Earmolds for BTE models have a slightly different surface quality. Hard acrylic earmolds are glossy and polished, almost glass-like. Silicone earmolds are softer-looking with less shine. If you’re doing a detailed illustration, this contrast between the matte case and the shinier earmold adds realism. Domes on RIC models are translucent light grey silicone, so shade them lighter than the case with some transparency if your medium allows it.

Step-by-Step Sketch Sequence

  • BTE or RIC: Draw the ear in profile. Sketch the case as a small rounded rectangle behind the ear. Add the hook or wire arcing over the top of the ear.
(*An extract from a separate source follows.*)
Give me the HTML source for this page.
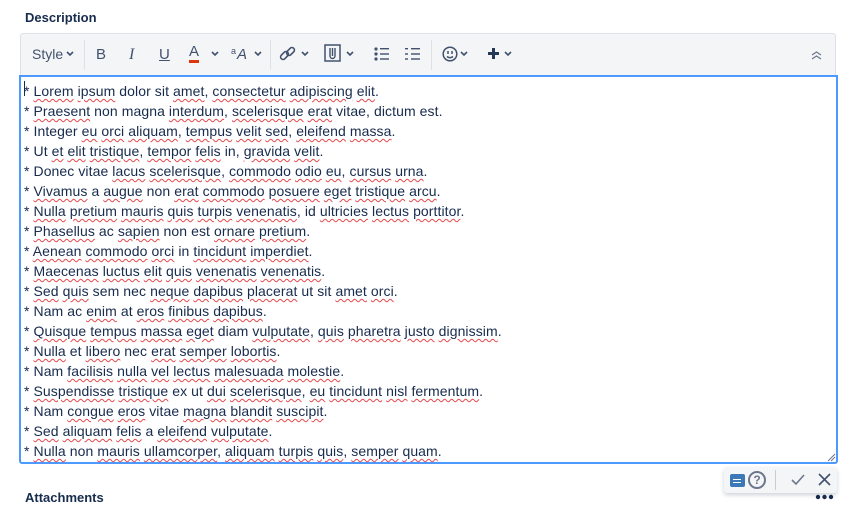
<!DOCTYPE html>
<html><head><style>
body{margin:0;width:853px;height:511px;background:#fff;font-family:"Liberation Sans",sans-serif;color:#172b4d;position:relative;overflow:hidden}
.h{position:absolute;left:25px;font-weight:bold;font-size:13px}
.tb{position:absolute;left:20px;top:33px;width:816px;height:42px;background:#f4f5f7;border:1px solid #dfe1e6;border-bottom:none;border-radius:3px 3px 0 0;box-sizing:border-box}
.tb span{position:absolute;top:12px;font-size:15px;color:#42526e}
.tb svg{position:absolute}
.sep{position:absolute;top:6px;width:1px;height:30px;background:#dfe1e6}
.ed{position:absolute;left:19px;top:75px;width:819px;height:389px;border:2px solid #4c9aff;box-sizing:border-box;border-radius:0 0 3px 3px}
.txt{position:absolute;left:24px;top:81px;font-size:14px;line-height:20px;white-space:pre;letter-spacing:0.08px}
.s{text-decoration:underline wavy #e5484d;text-decoration-thickness:1px;text-underline-offset:2px}
</style></head><body>
<div class="h" style="top:10px">Description</div>
<div class="tb">
<span style="left:11px;font-size:14px;top:12px">Style</span>
<svg style="left:45px;top:17px" width="8" height="6"><path d="M1 1L4 4L7 1" stroke="#42526e" stroke-width="1.6" fill="none"/></svg>
<div class="sep" style="left:63px"></div>
<span style="left:75px;">B</span>
<span style="left:108px;font-style:italic;font-family:'Liberation Serif';font-size:16px">I</span>
<span style="left:138px;text-decoration:underline">U</span>
<span style="left:168px;top:10px;border-bottom:3px solid #de350b;line-height:16px">A</span>
<svg style="left:190px;top:17px" width="8" height="6"><path d="M1 1L4 4L7 1" stroke="#42526e" stroke-width="1.6" fill="none"/></svg>
<span style="left:210px;font-size:9px;top:12px">a</span><span style="left:216px;font-style:italic;font-size:15px">A</span>
<svg style="left:233px;top:17px" width="8" height="6"><path d="M1 1L4 4L7 1" stroke="#42526e" stroke-width="1.6" fill="none"/></svg>
<div class="sep" style="left:249px"></div>
<svg style="left:258px;top:11px" width="18" height="18"><g fill="none" stroke="#42526e" stroke-width="1.6"><rect x="1" y="8" width="9" height="5" rx="2.5" transform="rotate(-45 5.5 10.5)"/><rect x="7" y="4" width="9" height="5" rx="2.5" transform="rotate(-45 11.5 6.5)"/></g></svg>
<svg style="left:280px;top:17px" width="8" height="6"><path d="M1 1L4 4L7 1" stroke="#42526e" stroke-width="1.6" fill="none"/></svg>
<svg style="left:303px;top:10px" width="17" height="18"><rect x="1" y="1" width="15" height="16" fill="none" stroke="#42526e" stroke-width="1.5"/><path d="M6 4V12a2.5 2.5 0 0 0 5 0V4M8.5 4v8" fill="none" stroke="#42526e" stroke-width="1.4"/></svg>
<svg style="left:325px;top:17px" width="8" height="6"><path d="M1 1L4 4L7 1" stroke="#42526e" stroke-width="1.6" fill="none"/></svg>
<svg style="left:353px;top:13px" width="15" height="14"><g fill="#42526e"><circle cx="2" cy="2" r="1.6"/><circle cx="2" cy="7" r="1.6"/><circle cx="2" cy="12" r="1.6"/><rect x="6" y="1" width="9" height="1.4"/><rect x="6" y="6.3" width="9" height="1.4"/><rect x="6" y="11.3" width="9" height="1.4"/></g></svg>
<svg style="left:384px;top:13px" width="15" height="14"><g fill="#42526e"><rect x="0" y="1" width="3" height="1.4"/><rect x="0" y="6.3" width="3" height="1.4"/><rect x="0" y="11.3" width="3" height="1.4"/><rect x="6" y="1" width="9" height="1.4"/><rect x="6" y="6.3" width="9" height="1.4"/><rect x="6" y="11.3" width="9" height="1.4"/></g></svg>
<div class="sep" style="left:410px"></div>
<svg style="left:421px;top:12px" width="16" height="16"><circle cx="8" cy="8" r="6.8" fill="none" stroke="#42526e" stroke-width="1.5"/><path d="M6 5v3M10 5v3M5 10.5q3 2.5 6 0" stroke="#42526e" stroke-width="1.5" fill="none"/></svg>
<svg style="left:439px;top:17px" width="8" height="6"><path d="M1 1L4 4L7 1" stroke="#42526e" stroke-width="1.6" fill="none"/></svg>
<svg style="left:466px;top:13px" width="13" height="13"><path d="M6.5 1v11M1 6.5h11" stroke="#253858" stroke-width="3"/></svg>
<svg style="left:483px;top:17px" width="8" height="6"><path d="M1 1L4 4L7 1" stroke="#42526e" stroke-width="1.6" fill="none"/></svg>
<svg style="left:790px;top:17px" width="11" height="9"><path d="M1 4L5.5 1L10 4M1 8L5.5 5L10 8" stroke="#6b778c" stroke-width="1.2" fill="none"/></svg>
</div>
<div class="ed"></div>
<div style="position:absolute;left:24px;top:81px;width:1px;height:15px;background:#172b4d"></div>
<div class="txt">* <span class="s">Lorem</span> <span class="s">ipsum</span> dolor sit <span class="s">amet</span>, <span class="s">consectetur</span> <span class="s">adipiscing</span> <span class="s">elit</span>.
* <span class="s">Praesent</span> non magna <span class="s">interdum</span>, <span class="s">scelerisque</span> <span class="s">erat</span> vitae, dictum est.
* Integer <span class="s">eu</span> <span class="s">orci</span> <span class="s">aliquam</span>, <span class="s">tempus</span> <span class="s">velit</span> <span class="s">sed</span>, <span class="s">eleifend</span> <span class="s">massa</span>.
* Ut <span class="s">et</span> <span class="s">elit</span> <span class="s">tristique</span>, <span class="s">tempor</span> <span class="s">felis</span> in, <span class="s">gravida</span> <span class="s">velit</span>.
* Donec vitae <span class="s">lacus</span> <span class="s">scelerisque</span>, <span class="s">commodo</span> <span class="s">odio</span> <span class="s">eu</span>, <span class="s">cursus</span> <span class="s">urna</span>.
* <span class="s">Vivamus</span> a <span class="s">augue</span> non <span class="s">erat</span> <span class="s">commodo</span> <span class="s">posuere</span> <span class="s">eget</span> <span class="s">tristique</span> <span class="s">arcu</span>.
* <span class="s">Nulla</span> <span class="s">pretium</span> <span class="s">mauris</span> <span class="s">quis</span> <span class="s">turpis</span> <span class="s">venenatis</span>, id <span class="s">ultricies</span> <span class="s">lectus</span> <span class="s">porttitor</span>.
* <span class="s">Phasellus</span> ac <span class="s">sapien</span> non est <span class="s">ornare</span> <span class="s">pretium</span>.
* <span class="s">Aenean</span> <span class="s">commodo</span> <span class="s">orci</span> in <span class="s">tincidunt</span> <span class="s">imperdiet</span>.
* <span class="s">Maecenas</span> <span class="s">luctus</span> <span class="s">elit</span> <span class="s">quis</span> <span class="s">venenatis</span> <span class="s">venenatis</span>.
* <span class="s">Sed</span> <span class="s">quis</span> sem nec <span class="s">neque</span> <span class="s">dapibus</span> <span class="s">placerat</span> ut sit <span class="s">amet</span> <span class="s">orci</span>.
* Nam ac <span class="s">enim</span> at <span class="s">eros</span> <span class="s">finibus</span> <span class="s">dapibus</span>.
* <span class="s">Quisque</span> <span class="s">tempus</span> <span class="s">massa</span> <span class="s">eget</span> diam <span class="s">vulputate</span>, <span class="s">quis</span> <span class="s">pharetra</span> <span class="s">justo</span> <span class="s">dignissim</span>.
* <span class="s">Nulla</span> et <span class="s">libero</span> nec <span class="s">erat</span> <span class="s">semper</span> <span class="s">lobortis</span>.
* Nam <span class="s">facilisis</span> <span class="s">nulla</span> <span class="s">vel</span> <span class="s">lectus</span> <span class="s">malesuada</span> <span class="s">molestie</span>.
* <span class="s">Suspendisse</span> <span class="s">tristique</span> ex ut <span class="s">dui</span> <span class="s">scelerisque</span>, <span class="s">eu</span> <span class="s">tincidunt</span> <span class="s">nisl</span> <span class="s">fermentum</span>.
* Nam <span class="s">congue</span> <span class="s">eros</span> vitae <span class="s">magna</span> <span class="s">blandit</span> <span class="s">suscipit</span>.
* <span class="s">Sed</span> <span class="s">aliquam</span> <span class="s">felis</span> a <span class="s">eleifend</span> <span class="s">vulputate</span>.
* <span class="s">Nulla</span> non <span class="s">mauris</span> <span class="s">ullamcorper</span>, <span class="s">aliquam</span> <span class="s">turpis</span> <span class="s">quis</span>, <span class="s">semper</span> <span class="s">quam</span>.</div>
<svg style="position:absolute;left:826px;top:452px" width="10" height="10"><path d="M2 9L9 2M5 9L9 5" stroke="#6b778c" stroke-width="1"/></svg>
<div style="position:absolute;left:724px;top:467px;width:113px;height:26px;background:#f4f5f7;box-shadow:0 2px 4px rgba(9,30,66,.2);border-radius:3px"></div>
<div style="position:absolute;left:730px;top:474px;width:15px;height:13px;background:#3c78b8;border-radius:2px"><div style="margin:5px 3px 0;height:1px;background:#fff;width:8px"></div><div style="margin:2px 3px 0;height:1px;background:#fff;width:8px"></div></div>
<div style="position:absolute;left:748px;top:471px;width:14px;height:14px;border:2px solid #6b778c;border-radius:50%;font-size:12px;font-weight:bold;text-align:center;line-height:14px;color:#6b778c">?</div>
<div style="position:absolute;left:775px;top:470px;width:1px;height:20px;background:#ccc"></div>
<svg style="position:absolute;left:791px;top:474px" width="14" height="12"><path d="M1 6L5 10L13 1" stroke="#6b778c" stroke-width="1.6" fill="none"/></svg>
<svg style="position:absolute;left:818px;top:473px" width="13" height="13"><path d="M1 1L12 12M12 1L1 12" stroke="#42526e" stroke-width="1.6"/></svg>
<svg style="position:absolute;left:815px;top:494px" width="20" height="6"><g fill="#172b4d"><circle cx="3" cy="3" r="2.2"/><circle cx="9.5" cy="3" r="2.2"/><circle cx="16" cy="3" r="2.2"/></g></svg>
<div class="h" style="top:490px">Attachments</div>
</body></html>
Draw the earmold or dome at the canal. Add microphone dots and a button to the case. Refine curves and add shading.
  • ITE full shell: Draw the ear from a front or three-quarter view. Sketch the faceplate shape inside the ear’s bowl, following its contours. Add a button, microphone port, and vent hole. Shade the faceplate slightly different from surrounding skin to show it as a separate object.
  • CIC: Draw the ear from a front or slight angle. Place a small oval shape just inside the canal opening. Add the thin removal line extending outward. Keep it minimal, because that’s what these devices look like in real life.

Common Mistakes to Avoid

The most frequent error is drawing the tubing or wire as a straight line. In reality, it always curves: over the ear, then downward, then slightly inward toward the canal. That double curve is what makes the drawing read as “hearing aid” rather than an abstract device.

Another common issue is making the behind-the-ear case too blocky. These devices are designed to follow the skull’s curve, so the case should have a slight concave surface on the side facing the head. Drawing it as a flat slab makes it look like an older generation device or simply unrealistic.

Finally, don’t forget the gap between the ear and the head. In profile view, the hearing aid case sits in that gap, partially hidden. If you draw the case floating behind the ear with no relationship to the head’s surface, the illustration loses its spatial logic. Even a simple curved line suggesting the skull behind the ear helps ground the device in three-dimensional space.